PV installations are projected to reach 35 gigawatts (GW) this year, up from 32 GW in 2012, as shown in the attached figure. In comparison, industry revenue—measured as the system price multiplied by total gigawatts installed—will retreat to an estimated $75 billion, down from $77 billion last year, and exhibiting an even steeper fall from the market's peak revenue of $94 billion in 2011. 


"The conflicting trend of growing PV installation volumes accompanied on the other hand by falling revenues will challenge solar companies to continue to reduce their cost structures," said Ash Sharma, director of syndicated solar research for IHS. "While solar installations have grown every single year without fail since we started analyzing the industry in 2006—and will continue to do so until at least 2017—the picture is much more sobering when one looks at industry revenue, especially as PV component prices continue downward. And installation growth, although positive, is also slowing, further affecting the industry's overall top line." 
Along with slightly diminished prospects this year, an equally imposing problem for solar companies will be the rapid globalization of the industry, Sharma noted. Europe accounted for more than 80 percent of solar demand in 2010, but its share is on the wane—contracting to 53 percent in 2012, and forecast to slide further this year to 39 percent. Meanwhile, Asia is on track to replace Europe as the world's largest source of solar installations moving forward. 

"Historically, solar companies could rely on Germany and a few other European countries to support their business," Sharma noted. "But these same companies need to now quickly accelerate their entrance into emerging markets around the world." 

After years as the world's top solar market, Germany will fall to third place in 2013, behind China and the United States.

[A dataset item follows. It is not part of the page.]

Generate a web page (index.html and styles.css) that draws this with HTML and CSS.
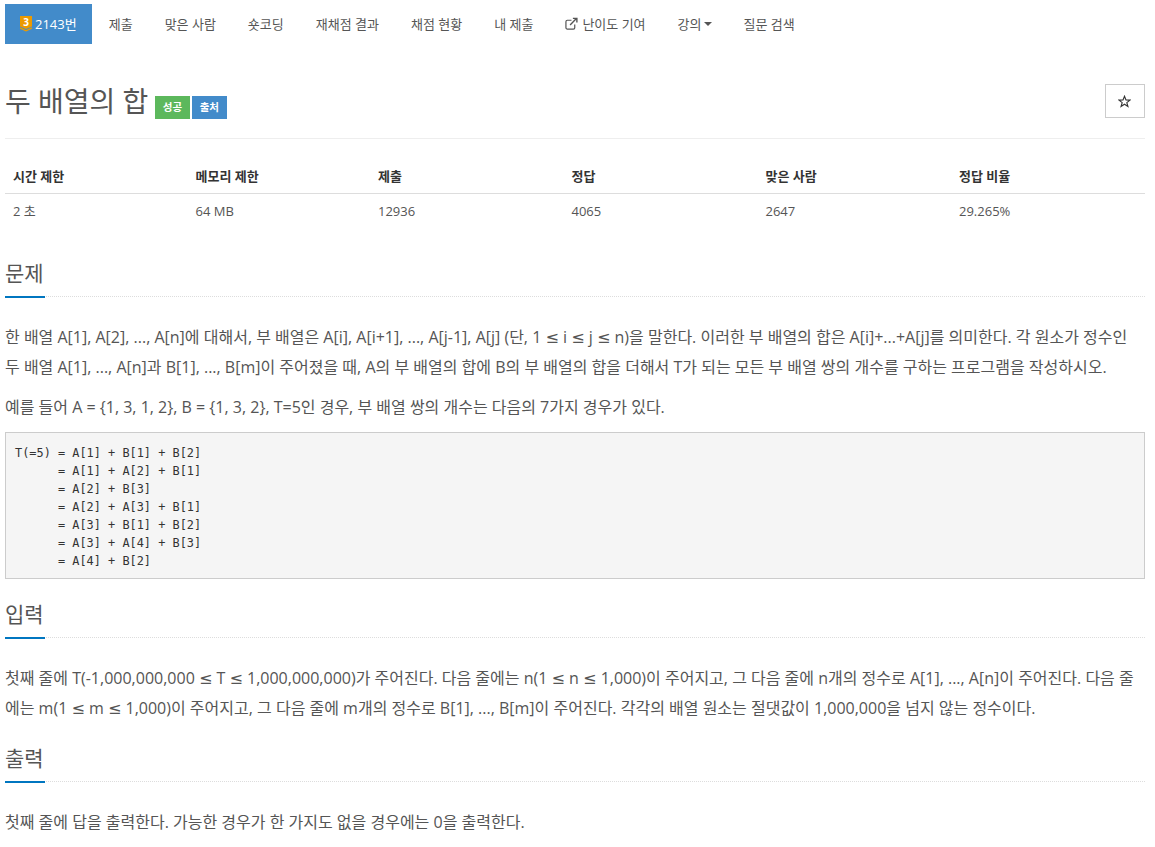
FILE: index.html
```html
<!DOCTYPE html>
<html lang="ko">
<head>
<meta charset="utf-8">
<title>두 배열의 합</title>
<link rel="stylesheet" href="styles.css">
</head>
<body>
<nav class="tabs">
  <a class="tab active"><svg class="medal" viewBox="0 0 12 16" width="12" height="16"><path d="M0 0H12V10.500L6 13L0 10.500Z" fill="#ec9a00"/><path d="M0 12L6 14.800L12 12" fill="none" stroke="#ec9a00" stroke-width="1.400"/><text x="6" y="10" class="medal-num">3</text></svg>2143번</a>
  <a class="tab">제출</a>
  <a class="tab">맞은 사람</a>
  <a class="tab">숏코딩</a>
  <a class="tab">재채점 결과</a>
  <a class="tab">채점 현황</a>
  <a class="tab">내 제출</a>
  <a class="tab"><svg class="ext" viewBox="0 0 14 14" width="13" height="13"><path d="M10.500 8V11.500A1.500 1.500 0 0 1 9 13H2.500A1.500 1.500 0 0 1 1 11.500V5A1.500 1.500 0 0 1 2.500 3.500H7" fill="none" stroke="#555" stroke-width="1.300"/><path d="M5.500 8.500L12 2M8.500 1.500H12.800V5.800" fill="none" stroke="#555" stroke-width="1.500"/></svg>난이도 기여</a>
  <a class="tab">강의<span class="caret"></span></a>
  <a class="tab">질문 검색</a>
</nav>

<header class="title-row">
  <h1 class="title">두 배열의 합</h1>
  <span class="label green">성공</span>
  <span class="label blue">출처</span>
  <button class="star"><svg viewBox="0 0 14 14" width="13" height="13"><path d="M7 1.300L8.600 5.300L12.900 5.500L9.500 8.200L10.700 12.400L7 10L3.300 12.400L4.500 8.200L1.100 5.500L5.400 5.300Z" fill="none" stroke="#333" stroke-width="1.200"/></svg></button>
</header>

<table class="stats">
  <thead>
    <tr><th class="c1">시간 제한</th><th class="c2">메모리 제한</th><th class="c3">제출</th><th class="c4">정답</th><th class="c5">맞은 사람</th><th>정답 비율</th></tr>
  </thead>
  <tbody>
    <tr><td>2 초</td><td>64 MB</td><td>12936</td><td>4065</td><td>2647</td><td>29.265%</td></tr>
  </tbody>
</table>

<section class="section">
  <div class="head"><h2 class="head-text">문제</h2></div>
  <p class="para"><span class="line">한 배열 A[1], A[2], ..., A[n]에 대해서, 부 배열은 A[i], A[i+1], ..., A[j-1], A[j] (단, 1 <span class="le">≤</span> i <span class="le">≤</span> j <span class="le">≤</span> n)을 말한다. 이러한 부 배열의 합은 A[i]+...+A[j]를 의미한다. 각 원소가 정수인</span><span class="line">두 배열 A[1], ..., A[n]과 B[1], ..., B[m]이 주어졌을 때, A의 부 배열의 합에 B의 부 배열의 합을 더해서 T가 되는 모든 부 배열 쌍의 개수를 구하는 프로그램을 작성하시오.</span></p>
  <p class="para">예를 들어 A = {1, 3, 1, 2}, B = {1, 3, 2}, T=5인 경우, 부 배열 쌍의 개수는 다음의 7가지 경우가 있다.</p>
  <pre class="code">T(=5) = A[1] + B[1] + B[2]
      = A[1] + A[2] + B[1]
      = A[2] + B[3]
      = A[2] + A[3] + B[1]
      = A[3] + B[1] + B[2]
      = A[3] + A[4] + B[3]
      = A[4] + B[2]</pre>
</section>

<section class="section">
  <div class="head"><h2 class="head-text">입력</h2></div>
  <p class="para"><span class="line">첫째 줄에 T(-1,000,000,000 <span class="le">≤</span> T <span class="le">≤</span> 1,000,000,000)가 주어진다. 다음 줄에는 n(1 <span class="le">≤</span> n <span class="le">≤</span> 1,000)이 주어지고, 그 다음 줄에 n개의 정수로 A[1], ..., A[n]이 주어진다. 다음 줄</span><span class="line">에는 m(1 <span class="le">≤</span> m <span class="le">≤</span> 1,000)이 주어지고, 그 다음 줄에 m개의 정수로 B[1], ..., B[m]이 주어진다. 각각의 배열 원소는 절댓값이 1,000,000을 넘지 않는 정수이다.</span></p>
</section>

<section class="section">
  <div class="head"><h2 class="head-text">출력</h2></div>
  <p class="para">첫째 줄에 답을 출력한다. 가능한 경우가 한 가지도 없을 경우에는 0을 출력한다.</p>
</section>
</body>
</html>
```
FILE: styles.css
```css
* { box-sizing: border-box; }
html { overflow: hidden; }
body {
  margin: 0;
  padding: 4px 10px 0 5px;
  font-family: "Open Sans", "Noto Sans CJK KR", sans-serif;
  font-size: 14px;
  line-height: 20px;
  color: #555;
  background: #fff;
}
.tabs { display: flex; height: 40px; }
.tab {
  display: flex;
  align-items: center;
  padding: 0 16px 1px;
  font-size: 13px;
  color: #555;
  white-space: nowrap;
}
.tab.active { background: #428bca; color: #fff; padding: 0 15px 1px; margin-right: 1px; }
.medal { margin-right: 3px; }
.medal-num { font: bold 10px "Open Sans", sans-serif; fill: #fff; text-anchor: middle; }
.ext { margin-right: 4px; }
.caret {
  display: inline-block;
  width: 0;
  height: 0;
  margin-left: 2px;
  border-top: 4px solid #555;
  border-left: 4px solid transparent;
  border-right: 4px solid transparent;
}
.title-row {
  display: flex;
  align-items: flex-end;
  height: 95px;
  padding-bottom: 19px;
  margin-bottom: 20px;
  border-bottom: 1px solid #eee;
  position: relative;
}
.title { margin: 0 7px 0 0; font-size: 28px; line-height: 36px; font-weight: 400; color: #555; }
.label {
  display: block;
  font-size: 10.500px;
  font-weight: 700;
  line-height: 23px;
  height: 23px;
  padding: 0 7.500px;
  color: #fff;
  margin-right: 3px;
}
.green { background: #5cb85c; margin-right: 2.500px; }
.blue { background: #428bca; }
.star {
  position: absolute;
  right: 0;
  top: 40px;
  width: 40px;
  height: 34px;
  border: 1px solid #ccc;
  background: #fff;
  padding: 3px 2px 0 0;
}
.stats { width: 100%; border-collapse: collapse; table-layout: fixed; font-size: 13px; margin-bottom: 24px; }
.stats th { text-align: left; padding: 6px 8px; height: 34px; font-weight: 700; color: #333; border-bottom: 1px solid #ddd; }
.stats td { padding: 6px 8px; height: 35px; color: #555; }
.c1, .c2 { width: 182.500px; }
.c3, .c5 { width: 193.500px; }
.c4 { width: 194px; }
.section { margin-bottom: 14px; }
.head { border-bottom: 1px dotted #ddd; height: 45px; margin-bottom: 25px; }
.head-text {
  display: inline-block;
  margin: 0;
  height: 46px;
  padding-top: 8px;
  font-size: 21px;
  line-height: 26px;
  font-weight: 400;
  color: #555;
  border-bottom: 2px solid #0076c0;
  padding-right: 1px;
}
.para { margin: 0 0 10px; font-size: 16px; line-height: 30px; color: #555; }
.line { display: block; white-space: nowrap; }
.le { font-family: "DejaVu Sans", sans-serif; line-height: 1; }
.code {
  margin: 0;
  height: 147px;
  padding: 11px 9px 9px;
  font-family: "DejaVu Sans Mono", monospace;
  font-size: 11.900px;
  line-height: 18px;
  color: #333;
  background: #f5f5f5;
  border: 1px solid #ccc;
}
```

Japan and Italy follow in fourth and fifth, respectively. 

More important than the change in ranking is the geographic fragmentation expected to escalate this year. Although the Top 5 accounted for nearly 75 percent of total solar demand in 2012, the group's combined share this year will drop to 65 percent. Midsized markets, like South Africa and Romania, are anticipated to gain increasing importance on the world solar stage, even with installations of just a few hundred megawatts per year that will end up eating into the share of the majors. 

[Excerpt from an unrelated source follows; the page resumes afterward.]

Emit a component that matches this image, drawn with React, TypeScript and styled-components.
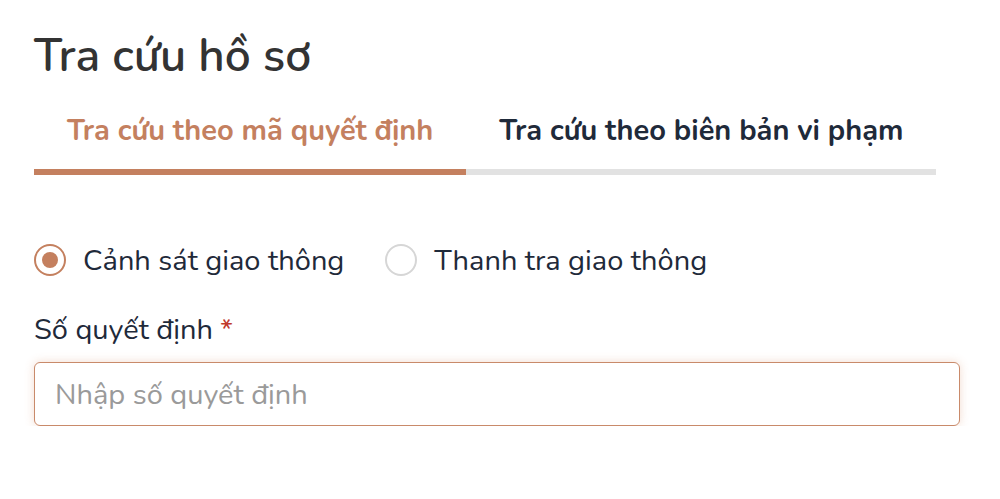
import { useState } from "react";
import styled, { createGlobalStyle } from "styled-components";

const GlobalStyle = createGlobalStyle`
  html, body {
    margin: 0;
    padding: 0;
    background: #ffffff;
    font-family: "Nunito", Lato, "Noto Sans", sans-serif;
  }
`;

const Page = styled.div`
  padding: 26px 40px 0 34px;
`;

const Title = styled.h1`
  margin: 0;
  font-size: 46px;
  font-weight: 600;
  color: #333333;
  line-height: 60px;
`;

const Tabs = styled.div`
  display: flex;
  margin-top: 25px;
`;

const Tab = styled.button<{ $active?: boolean }>`
  border: none;
  background: none;
  font-family: inherit;
  font-size: 29px;
  font-weight: 700;
  padding: 0 33px 18px;
  color: ${(p) => (p.$active ? "#c4805f" : "#1f2a3a")};
  border-bottom: 6px solid ${(p) => (p.$active ? "#c4805f" : "#e2e2e2")};
  cursor: pointer;
  line-height: 40px;
`;

const RadioRow = styled.div`
  display: flex;
  align-items: center;
  gap: 41px;
  margin-top: 65px;
  height: 40px;
`;

const RadioLabel = styled.label`
  display: flex;
  align-items: center;
  gap: 17px;
  font-size: 29px;
  color: #1f2a3a;
  cursor: pointer;
`;

const Circle = styled.span<{ $checked?: boolean }>`
  width: 32px;
  height: 32px;
  box-sizing: border-box;
  border-radius: 50%;
  border: 2px solid ${(p) => (p.$checked ? "#c4805f" : "#d6d6d6")};
  display: flex;
  align-items: center;
  justify-content: center;
  &::after {
    content: "";
    width: 16px;
    height: 16px;
    border-radius: 50%;
    background: ${(p) => (p.$checked ? "#c4805f" : "transparent")};
  }
`;

const FieldLabel = styled.div`
  margin-top: 32px;
  font-size: 29px;
  color: #1f2a3a;
  line-height: 36px;
`;

const Star = styled.span`
  color: #c0392b;
  margin-left: 7px;
`;

const Input = styled.input`
  margin-top: 14px;
  width: 100%;
  box-sizing: border-box;
  height: 64px;
  border: 1.5px solid #c98a6a;
  border-radius: 6px;
  padding: 0 20px;
  font-family: inherit;
  font-size: 29px;
  color: #1f2a3a;
  caret-color: #1f2a3a;
  outline: none;
  box-shadow: 0 0 10px rgba(214, 140, 100, 0.3);
  &::placeholder {
    color: #9a9a9a;
  }
`;

export default function App() {
  const [tab, setTab] = useState(0);
  const [agency, setAgency] = useState(0);
  const [value, setValue] = useState("");

  return (
    <Page>
      <GlobalStyle />
      <Title>Tra cứu hồ sơ</Title>
      <Tabs>
        <Tab $active={tab === 0} onClick={() => setTab(0)}>
          Tra cứu theo mã quyết định
        </Tab>
        <Tab $active={tab === 1} onClick={() => setTab(1)}>
          Tra cứu theo biên bản vi phạm
        </Tab>
      </Tabs>
      <RadioRow>
        <RadioLabel onClick={() => setAgency(0)}>
          <Circle $checked={agency === 0} />
          Cảnh sát giao thông
        </RadioLabel>
        <RadioLabel onClick={() => setAgency(1)}>
          <Circle $checked={agency === 1} />
          Thanh tra giao thông
        </RadioLabel>
      </RadioRow>
      <FieldLabel>
        Số quyết định<Star>*</Star>
      </FieldLabel>
      <Input
        autoFocus
        value={value}
        placeholder="Nhập số quyết định"
        onChange={(e) => setValue(e.currentTarget.value)}
      />
    </Page>
  );
}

Despite the resulting market fragmentation, the good news is that more stability will result for an industry swinging perpetually from bust to boom, Sharma said. In particular, the policies emanating from a single government will now have less of a monolithic impact on the overall global solar market. 

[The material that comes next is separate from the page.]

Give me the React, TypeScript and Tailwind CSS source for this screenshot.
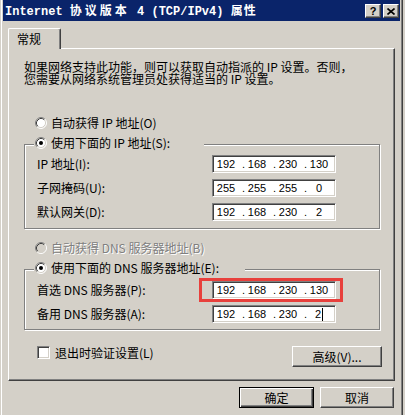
import React from "react";

function Radio({ checked, disabled }: { checked?: boolean; disabled?: boolean }) {
  return (
    <svg width="12" height="12" viewBox="0 0 12 12" className="shrink-0 block">
      <circle cx="6" cy="6" r="5" fill={disabled ? "#d4d0c8" : "#ffffff"} />
      <path d="M2.11 9.89A5.5 5.5 0 0 1 9.89 2.11" stroke="#808080" fill="none" />
      <path d="M9.89 2.11A5.5 5.5 0 0 1 2.11 9.89" stroke="#ffffff" fill="none" />
      <path d="M2.82 9.18A4.5 4.5 0 0 1 9.18 2.82" stroke="#404040" fill="none" />
      <path d="M9.18 2.82A4.5 4.5 0 0 1 2.82 9.18" stroke="#d4d0c8" fill="none" />
      {checked && <circle cx="6" cy="6" r="2" fill="#000000" />}
    </svg>
  );
}

function IpField({ parts, cursor }: { parts: string[]; cursor?: boolean }) {
  return (
    <div className="w-[124px] h-[18px] shrink-0 bg-white border border-t-[#808080] border-l-[#808080] border-r-white border-b-white shadow-[inset_1px_1px_0_#404040,inset_-1px_-1px_0_#d4d0c8] flex items-center pl-[2px] font-['Liberation_Sans',sans-serif] text-[11px] leading-[13px] text-black">
      {parts.map((p, i) => (
        <React.Fragment key={i}>
          <span className="w-[22px] flex justify-center items-center">
            {p}
            {cursor && i === 3 && <span className="inline-block w-[1px] h-[13px] bg-black ml-[1px]" />}
          </span>
          {i < 3 && <span className="w-[9px] pl-[5px] text-left">.</span>}
        </React.Fragment>
      ))}
    </div>
  );
}

function Row({ label, parts, cursor, children }: { label: string; parts: string[]; cursor?: boolean; children?: React.ReactNode }) {
  return (
    <div className="flex items-center h-[18px]">
      <div className="w-[187px] pl-[12px] leading-[12px]">{label}</div>
      <div className="relative">
        <IpField parts={parts} cursor={cursor} />
        {children}
      </div>
    </div>
  );
}

const btn =
  "flex items-center justify-center bg-[#d4d0c8] border border-t-white border-l-white border-r-[#404040] border-b-[#404040] shadow-[inset_-1px_-1px_0_#808080] leading-[12px]";

export default function App() {
  return (
    <div className="w-[405px] h-[415px] overflow-hidden bg-[#d4d0c8] flex font-['Noto_Sans_CJK_SC',sans-serif] text-[12px] text-black">
      <div className="w-[403px] h-full flex flex-col px-[3px] shadow-[inset_1px_0_0_#d4d0c8,inset_2px_0_0_#ffffff,inset_-1px_0_0_#404040,inset_-2px_0_0_#808080]">
        {/* title bar */}
        <div className="h-[21px] bg-[#0a246a] flex items-center pl-[2px] pr-[1px]">
          <div className="flex-1 text-white font-bold font-['Liberation_Mono','Noto_Sans_CJK_SC',monospace] text-[12px] leading-[12px] pt-[2px] whitespace-pre">
            Internet <span className="tracking-[3px]">协议版本</span> 4 (TCP/IPv4) <span className="tracking-[1px]">属性</span>
          </div>
          <div className="flex gap-[2px] pt-[1px]">
            <div className={`${btn} w-[16px] h-[14px] font-['Liberation_Sans',sans-serif] font-bold text-[11px]`}>?</div>
            <div className={`${btn} w-[16px] h-[14px]`}>
              <svg width="8" height="7" viewBox="0 0 8 7" className="block">
                <path d="M0.5 0.5L7.5 6.5M7.5 0.5L0.5 6.5" stroke="#000" strokeWidth="1.6" />
              </svg>
            </div>
          </div>
        </div>

        {/* body */}
        <div className="flex flex-col pl-[5px] pt-[7px]">
          {/* tab */}
          <div className="relative z-10 -mb-[1px] w-[53px] h-[21px] bg-[#d4d0c8] border-l border-t border-r border-l-white border-t-white border-r-[#404040] shadow-[inset_-1px_0_0_#808080] rounded-t-[2px] pl-[8px] pt-[4px] leading-[12px]">
            常规
          </div>
          {/* panel */}
          <div className="w-[387px] h-[333px] border border-t-white border-l-white border-r-[#404040] border-b-[#404040] shadow-[inset_-1px_-1px_0_#808080] flex flex-col">
            <p className="mt-[12px] ml-[15px] leading-[12px]">
              如果网络支持此功能，则可以获取自动指派的 IP 设置。否则，
              <br />
              您需要从网络系统管理员处获得适当的 IP 设置。
            </p>

            <div className="mt-[32px] ml-[26px] h-[12px] flex items-center gap-[4px] leading-[12px]">
              <Radio />
              <span>自动获得 IP 地址(O)</span>
            </div>

            <fieldset className="mt-[8px] ml-[15px] w-[356px] border border-[#808080] shadow-[inset_1px_1px_0_#ffffff,1px_1px_0_#ffffff]">
              <legend className="ml-[9px] w-[170px] h-[15px] bg-[#d4d0c8] pl-[1px] flex items-start gap-[4px] leading-[12px]">
                <Radio checked />
                <span>使用下面的 IP 地址(S):</span>
              </legend>
              <div className="pt-[3px] pb-[7px] flex flex-col gap-[6px]">
                <Row label="IP 地址(I):" parts={["192", "168", "230", "130"]} />
                <Row label="子网掩码(U):" parts={["255", "255", "255", "0"]} />
                <Row label="默认网关(D):" parts={["192", "168", "230", "2"]} />
              </div>
            </fieldset>

            <div className="mt-[13px] ml-[26px] h-[12px] flex items-center gap-[4px] leading-[12px] text-[#808080] [text-shadow:1px_1px_0_#ffffff]">
              <Radio disabled />
              <span>自动获得 DNS 服务器地址(B)</span>
            </div>

            <fieldset className="mt-[8px] ml-[15px] w-[356px] border border-[#808080] shadow-[inset_1px_1px_0_#ffffff,1px_1px_0_#ffffff]">
              <legend className="ml-[9px] w-[211px] h-[15px] bg-[#d4d0c8] pl-[1px] flex items-start gap-[4px] leading-[12px]">
                <Radio checked />
                <span>使用下面的 DNS 服务器地址(E):</span>
              </legend>
              <div className="pt-[4px] pb-[6px] flex flex-col gap-[6px]">
                <Row label="首选 DNS 服务器(P):" parts={["192", "168", "230", "130"]}>
                  <div className="absolute -left-[13px] -top-[3px] w-[144px] h-[24px] border-[3px] border-[#e8403c] pointer-events-none" />
                </Row>
                <Row label="备用 DNS 服务器(A):" parts={["192", "168", "230", "2"]} cursor />
              </div>
            </fieldset>

            <div className="mt-[16px] ml-[28px] mr-[12px] flex justify-between items-start">
              <div className="flex items-center gap-[5px] h-[13px] leading-[12px]">
                <div className="w-[13px] h-[13px] bg-white border border-t-[#808080] border-l-[#808080] border-r-white border-b-white shadow-[inset_1px_1px_0_#404040,inset_-1px_-1px_0_#d4d0c8]" />
                <span>退出时验证设置(L)</span>
              </div>
              <div className={`${btn} w-[90px] h-[21px]`}>高级(V)...</div>
            </div>
          </div>

          {/* bottom buttons */}
          <div className="mt-[6px] w-[387px] flex justify-end gap-[6px] pr-[1px]">
            <div className="w-[75px] h-[21px] flex items-center justify-center bg-[#d4d0c8] border border-black shadow-[inset_1px_1px_0_#ffffff,inset_-1px_-1px_0_#404040,inset_-2px_-2px_0_#808080] leading-[12px]">
              确定
            </div>
            <div className={`${btn} w-[74px] h-[21px]`}>取消</div>
          </div>
        </div>
      </div>
      <div className="w-[2px] h-full bg-[#d4d0c8]" />
    </div>
  );
}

Stability comes at a price, however, according to Sharma. A steadier market also means more intense challenges will be in store for solar companies, as firms are forced to undertake actions large and small in order to globalize their business. Such measures could entail setting up new sales and service networks, compliance with local requirements and grid codes, and navigating past the "quick-hit" markets that are present one year and gone the next. 

Sunnier prospects are in store on the whole starting next year, when solar industry revenue expands in the double digits from 2014 to 2016. Revenue will then soar past the high watermark of 2011, climbing to $115 billion by 2016.